## Start
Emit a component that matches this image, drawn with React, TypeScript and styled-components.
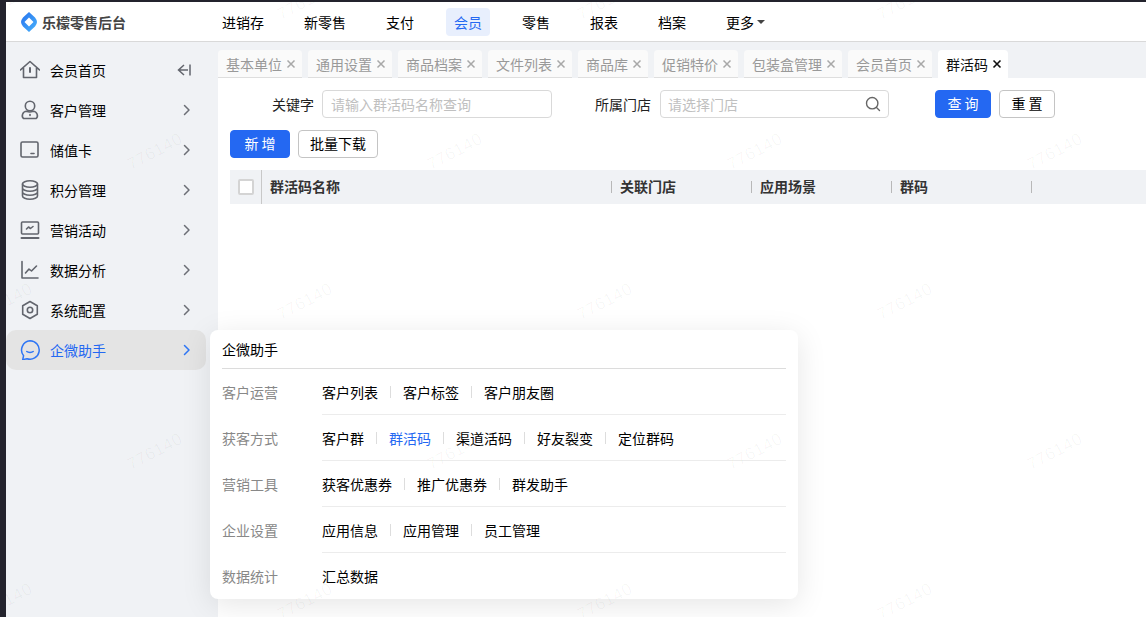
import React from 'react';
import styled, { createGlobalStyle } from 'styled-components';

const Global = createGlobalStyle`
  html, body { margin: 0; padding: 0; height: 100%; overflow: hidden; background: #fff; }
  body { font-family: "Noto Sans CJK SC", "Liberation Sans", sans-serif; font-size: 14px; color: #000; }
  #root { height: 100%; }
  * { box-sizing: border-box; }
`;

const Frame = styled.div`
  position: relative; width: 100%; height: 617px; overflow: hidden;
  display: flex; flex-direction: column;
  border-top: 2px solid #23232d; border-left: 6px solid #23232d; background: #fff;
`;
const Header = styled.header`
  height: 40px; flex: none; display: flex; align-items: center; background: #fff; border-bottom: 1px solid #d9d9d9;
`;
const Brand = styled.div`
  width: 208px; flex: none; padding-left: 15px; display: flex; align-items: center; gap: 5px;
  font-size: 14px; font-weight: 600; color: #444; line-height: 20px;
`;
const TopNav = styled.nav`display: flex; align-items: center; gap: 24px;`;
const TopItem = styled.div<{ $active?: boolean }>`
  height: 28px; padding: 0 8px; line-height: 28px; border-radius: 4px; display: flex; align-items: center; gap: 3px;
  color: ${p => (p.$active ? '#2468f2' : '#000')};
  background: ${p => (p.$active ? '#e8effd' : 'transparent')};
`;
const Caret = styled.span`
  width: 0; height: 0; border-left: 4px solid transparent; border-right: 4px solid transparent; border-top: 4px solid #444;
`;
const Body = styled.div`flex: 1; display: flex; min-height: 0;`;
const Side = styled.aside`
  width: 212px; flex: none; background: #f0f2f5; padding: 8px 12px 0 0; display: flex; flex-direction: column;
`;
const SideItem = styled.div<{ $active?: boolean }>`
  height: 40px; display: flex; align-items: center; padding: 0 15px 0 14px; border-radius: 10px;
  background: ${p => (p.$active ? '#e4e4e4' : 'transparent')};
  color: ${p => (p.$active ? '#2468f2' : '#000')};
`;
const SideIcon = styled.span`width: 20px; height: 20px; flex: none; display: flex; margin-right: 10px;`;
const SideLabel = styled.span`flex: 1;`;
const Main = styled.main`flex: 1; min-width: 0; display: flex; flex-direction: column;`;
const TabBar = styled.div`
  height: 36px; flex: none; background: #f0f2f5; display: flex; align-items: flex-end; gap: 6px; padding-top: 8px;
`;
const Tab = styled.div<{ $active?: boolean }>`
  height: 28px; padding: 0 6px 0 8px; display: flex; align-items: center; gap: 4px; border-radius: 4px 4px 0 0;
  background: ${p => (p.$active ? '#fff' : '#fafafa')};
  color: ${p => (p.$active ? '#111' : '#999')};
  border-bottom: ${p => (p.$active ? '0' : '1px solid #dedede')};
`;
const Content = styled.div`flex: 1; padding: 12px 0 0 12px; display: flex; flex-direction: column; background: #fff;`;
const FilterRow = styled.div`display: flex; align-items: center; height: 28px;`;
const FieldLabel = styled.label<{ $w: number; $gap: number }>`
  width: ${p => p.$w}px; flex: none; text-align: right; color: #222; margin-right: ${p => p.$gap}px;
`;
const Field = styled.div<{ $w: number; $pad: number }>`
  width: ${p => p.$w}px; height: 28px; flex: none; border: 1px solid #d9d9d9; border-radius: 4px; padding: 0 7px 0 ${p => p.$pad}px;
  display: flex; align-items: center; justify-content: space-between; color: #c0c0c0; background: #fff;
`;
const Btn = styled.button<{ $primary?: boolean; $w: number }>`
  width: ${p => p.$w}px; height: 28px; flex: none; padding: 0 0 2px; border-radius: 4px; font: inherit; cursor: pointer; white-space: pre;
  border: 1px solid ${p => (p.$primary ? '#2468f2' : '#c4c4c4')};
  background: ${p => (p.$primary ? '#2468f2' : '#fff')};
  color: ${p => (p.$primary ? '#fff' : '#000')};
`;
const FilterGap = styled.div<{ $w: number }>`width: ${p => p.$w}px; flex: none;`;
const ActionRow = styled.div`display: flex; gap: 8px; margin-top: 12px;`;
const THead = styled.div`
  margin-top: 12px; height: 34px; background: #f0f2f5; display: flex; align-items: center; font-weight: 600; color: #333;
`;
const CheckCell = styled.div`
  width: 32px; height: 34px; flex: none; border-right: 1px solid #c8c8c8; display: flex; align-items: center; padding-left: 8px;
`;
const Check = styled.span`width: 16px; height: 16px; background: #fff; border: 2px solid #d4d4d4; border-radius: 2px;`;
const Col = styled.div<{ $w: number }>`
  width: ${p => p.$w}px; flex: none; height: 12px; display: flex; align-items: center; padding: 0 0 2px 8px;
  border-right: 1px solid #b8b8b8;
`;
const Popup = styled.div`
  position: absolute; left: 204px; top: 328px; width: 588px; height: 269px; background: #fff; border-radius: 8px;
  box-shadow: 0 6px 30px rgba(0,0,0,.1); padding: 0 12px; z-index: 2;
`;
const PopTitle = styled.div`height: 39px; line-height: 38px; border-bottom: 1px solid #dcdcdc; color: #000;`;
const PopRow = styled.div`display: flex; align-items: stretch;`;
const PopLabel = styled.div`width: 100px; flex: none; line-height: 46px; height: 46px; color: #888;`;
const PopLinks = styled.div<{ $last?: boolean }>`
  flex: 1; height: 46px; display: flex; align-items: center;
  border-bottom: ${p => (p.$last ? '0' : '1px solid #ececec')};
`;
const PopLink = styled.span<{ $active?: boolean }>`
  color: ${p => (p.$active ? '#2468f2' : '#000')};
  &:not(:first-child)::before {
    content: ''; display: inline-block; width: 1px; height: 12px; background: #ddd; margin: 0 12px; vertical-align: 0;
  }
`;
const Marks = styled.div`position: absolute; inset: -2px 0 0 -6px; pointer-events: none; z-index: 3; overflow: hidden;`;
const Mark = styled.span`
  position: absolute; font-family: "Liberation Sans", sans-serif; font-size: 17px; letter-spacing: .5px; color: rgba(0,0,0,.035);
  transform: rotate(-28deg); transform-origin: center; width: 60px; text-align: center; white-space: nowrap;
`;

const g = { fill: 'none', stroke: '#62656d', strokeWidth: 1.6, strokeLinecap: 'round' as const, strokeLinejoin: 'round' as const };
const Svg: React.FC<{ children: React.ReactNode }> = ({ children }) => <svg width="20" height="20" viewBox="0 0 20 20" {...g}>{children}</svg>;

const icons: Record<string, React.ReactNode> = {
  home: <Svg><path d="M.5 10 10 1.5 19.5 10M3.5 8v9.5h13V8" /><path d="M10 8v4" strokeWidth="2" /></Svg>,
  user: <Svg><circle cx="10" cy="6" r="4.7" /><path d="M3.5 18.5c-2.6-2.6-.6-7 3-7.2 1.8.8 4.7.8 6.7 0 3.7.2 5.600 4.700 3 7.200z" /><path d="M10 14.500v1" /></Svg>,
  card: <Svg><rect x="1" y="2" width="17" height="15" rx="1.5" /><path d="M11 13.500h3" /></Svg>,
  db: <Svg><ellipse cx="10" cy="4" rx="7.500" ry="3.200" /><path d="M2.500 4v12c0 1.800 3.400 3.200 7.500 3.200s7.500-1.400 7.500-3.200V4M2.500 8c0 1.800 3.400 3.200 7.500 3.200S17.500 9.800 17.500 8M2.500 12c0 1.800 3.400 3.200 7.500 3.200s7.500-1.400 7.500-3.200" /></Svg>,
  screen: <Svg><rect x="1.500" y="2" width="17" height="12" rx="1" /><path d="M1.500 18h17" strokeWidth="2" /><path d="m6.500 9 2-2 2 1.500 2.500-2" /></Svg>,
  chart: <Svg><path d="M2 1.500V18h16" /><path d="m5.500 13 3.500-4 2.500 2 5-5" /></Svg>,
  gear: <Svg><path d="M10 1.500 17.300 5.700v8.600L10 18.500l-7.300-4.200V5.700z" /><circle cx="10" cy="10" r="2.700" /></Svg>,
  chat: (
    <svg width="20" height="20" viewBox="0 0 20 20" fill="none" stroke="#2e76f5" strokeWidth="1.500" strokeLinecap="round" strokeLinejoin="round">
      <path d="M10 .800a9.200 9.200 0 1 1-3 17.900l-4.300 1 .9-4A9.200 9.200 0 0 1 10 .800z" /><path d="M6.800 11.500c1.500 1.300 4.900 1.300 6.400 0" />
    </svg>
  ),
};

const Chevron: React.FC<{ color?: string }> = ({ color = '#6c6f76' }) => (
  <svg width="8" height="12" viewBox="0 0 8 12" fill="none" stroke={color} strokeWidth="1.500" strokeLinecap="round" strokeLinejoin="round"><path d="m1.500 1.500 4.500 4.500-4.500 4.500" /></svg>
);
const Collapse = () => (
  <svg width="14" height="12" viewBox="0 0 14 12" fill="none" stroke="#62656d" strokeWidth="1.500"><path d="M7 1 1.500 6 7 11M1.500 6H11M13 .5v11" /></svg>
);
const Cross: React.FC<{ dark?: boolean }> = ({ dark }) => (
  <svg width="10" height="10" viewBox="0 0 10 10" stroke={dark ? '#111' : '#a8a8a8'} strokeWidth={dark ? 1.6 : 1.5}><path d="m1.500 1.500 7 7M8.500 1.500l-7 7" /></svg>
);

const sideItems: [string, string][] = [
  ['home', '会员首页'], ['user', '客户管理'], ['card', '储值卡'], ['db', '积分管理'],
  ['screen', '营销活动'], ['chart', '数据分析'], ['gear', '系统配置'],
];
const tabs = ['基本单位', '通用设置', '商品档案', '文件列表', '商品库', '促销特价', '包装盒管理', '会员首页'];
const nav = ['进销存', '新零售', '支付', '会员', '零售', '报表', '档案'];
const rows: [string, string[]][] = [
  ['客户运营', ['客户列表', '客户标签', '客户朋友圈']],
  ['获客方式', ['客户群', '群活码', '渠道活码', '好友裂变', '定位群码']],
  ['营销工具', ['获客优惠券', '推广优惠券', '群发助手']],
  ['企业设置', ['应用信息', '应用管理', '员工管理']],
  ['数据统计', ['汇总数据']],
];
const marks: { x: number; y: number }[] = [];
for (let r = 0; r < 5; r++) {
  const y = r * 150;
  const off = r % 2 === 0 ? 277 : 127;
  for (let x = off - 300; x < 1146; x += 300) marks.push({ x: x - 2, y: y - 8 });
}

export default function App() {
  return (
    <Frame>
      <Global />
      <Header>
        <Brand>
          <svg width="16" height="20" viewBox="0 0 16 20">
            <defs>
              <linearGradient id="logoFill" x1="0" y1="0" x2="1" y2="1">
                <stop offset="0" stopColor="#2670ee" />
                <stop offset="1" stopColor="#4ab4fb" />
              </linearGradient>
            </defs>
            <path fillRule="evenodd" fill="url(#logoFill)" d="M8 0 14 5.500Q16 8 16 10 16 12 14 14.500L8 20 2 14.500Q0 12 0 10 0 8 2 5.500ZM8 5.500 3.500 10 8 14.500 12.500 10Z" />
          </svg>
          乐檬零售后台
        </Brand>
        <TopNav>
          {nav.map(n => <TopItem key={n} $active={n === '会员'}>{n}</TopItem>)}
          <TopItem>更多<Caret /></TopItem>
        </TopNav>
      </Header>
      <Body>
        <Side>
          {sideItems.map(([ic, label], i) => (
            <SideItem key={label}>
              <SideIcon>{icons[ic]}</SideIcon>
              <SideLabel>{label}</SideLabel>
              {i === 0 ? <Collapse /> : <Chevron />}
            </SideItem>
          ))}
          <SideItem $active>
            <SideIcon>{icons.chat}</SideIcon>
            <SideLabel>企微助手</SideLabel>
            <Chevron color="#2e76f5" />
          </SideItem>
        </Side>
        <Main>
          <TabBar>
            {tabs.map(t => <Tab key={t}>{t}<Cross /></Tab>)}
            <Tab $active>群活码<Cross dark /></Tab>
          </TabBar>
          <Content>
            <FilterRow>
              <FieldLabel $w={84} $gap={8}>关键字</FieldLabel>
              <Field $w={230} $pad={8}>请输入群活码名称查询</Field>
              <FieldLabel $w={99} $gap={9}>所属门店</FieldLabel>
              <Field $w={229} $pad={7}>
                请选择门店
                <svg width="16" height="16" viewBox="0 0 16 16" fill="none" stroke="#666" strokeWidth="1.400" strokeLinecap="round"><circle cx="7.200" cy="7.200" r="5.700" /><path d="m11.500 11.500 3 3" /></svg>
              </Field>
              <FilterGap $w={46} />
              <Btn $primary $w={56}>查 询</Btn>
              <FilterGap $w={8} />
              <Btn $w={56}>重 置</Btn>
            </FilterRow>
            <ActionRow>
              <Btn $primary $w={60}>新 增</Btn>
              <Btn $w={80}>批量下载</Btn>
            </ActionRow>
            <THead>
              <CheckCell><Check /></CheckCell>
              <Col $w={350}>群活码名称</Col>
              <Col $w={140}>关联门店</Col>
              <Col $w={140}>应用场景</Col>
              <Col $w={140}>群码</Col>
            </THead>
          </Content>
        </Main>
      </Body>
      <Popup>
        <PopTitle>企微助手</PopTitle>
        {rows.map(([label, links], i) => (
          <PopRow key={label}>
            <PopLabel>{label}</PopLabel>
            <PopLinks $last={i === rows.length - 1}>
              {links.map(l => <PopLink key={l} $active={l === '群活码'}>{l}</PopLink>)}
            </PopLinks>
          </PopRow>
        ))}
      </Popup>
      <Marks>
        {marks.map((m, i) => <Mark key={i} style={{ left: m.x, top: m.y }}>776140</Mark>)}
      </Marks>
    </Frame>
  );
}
## End
**Set exercise:**
Count the lines of the data that contain the string "components", and reply with that number alone.

**The response:**
2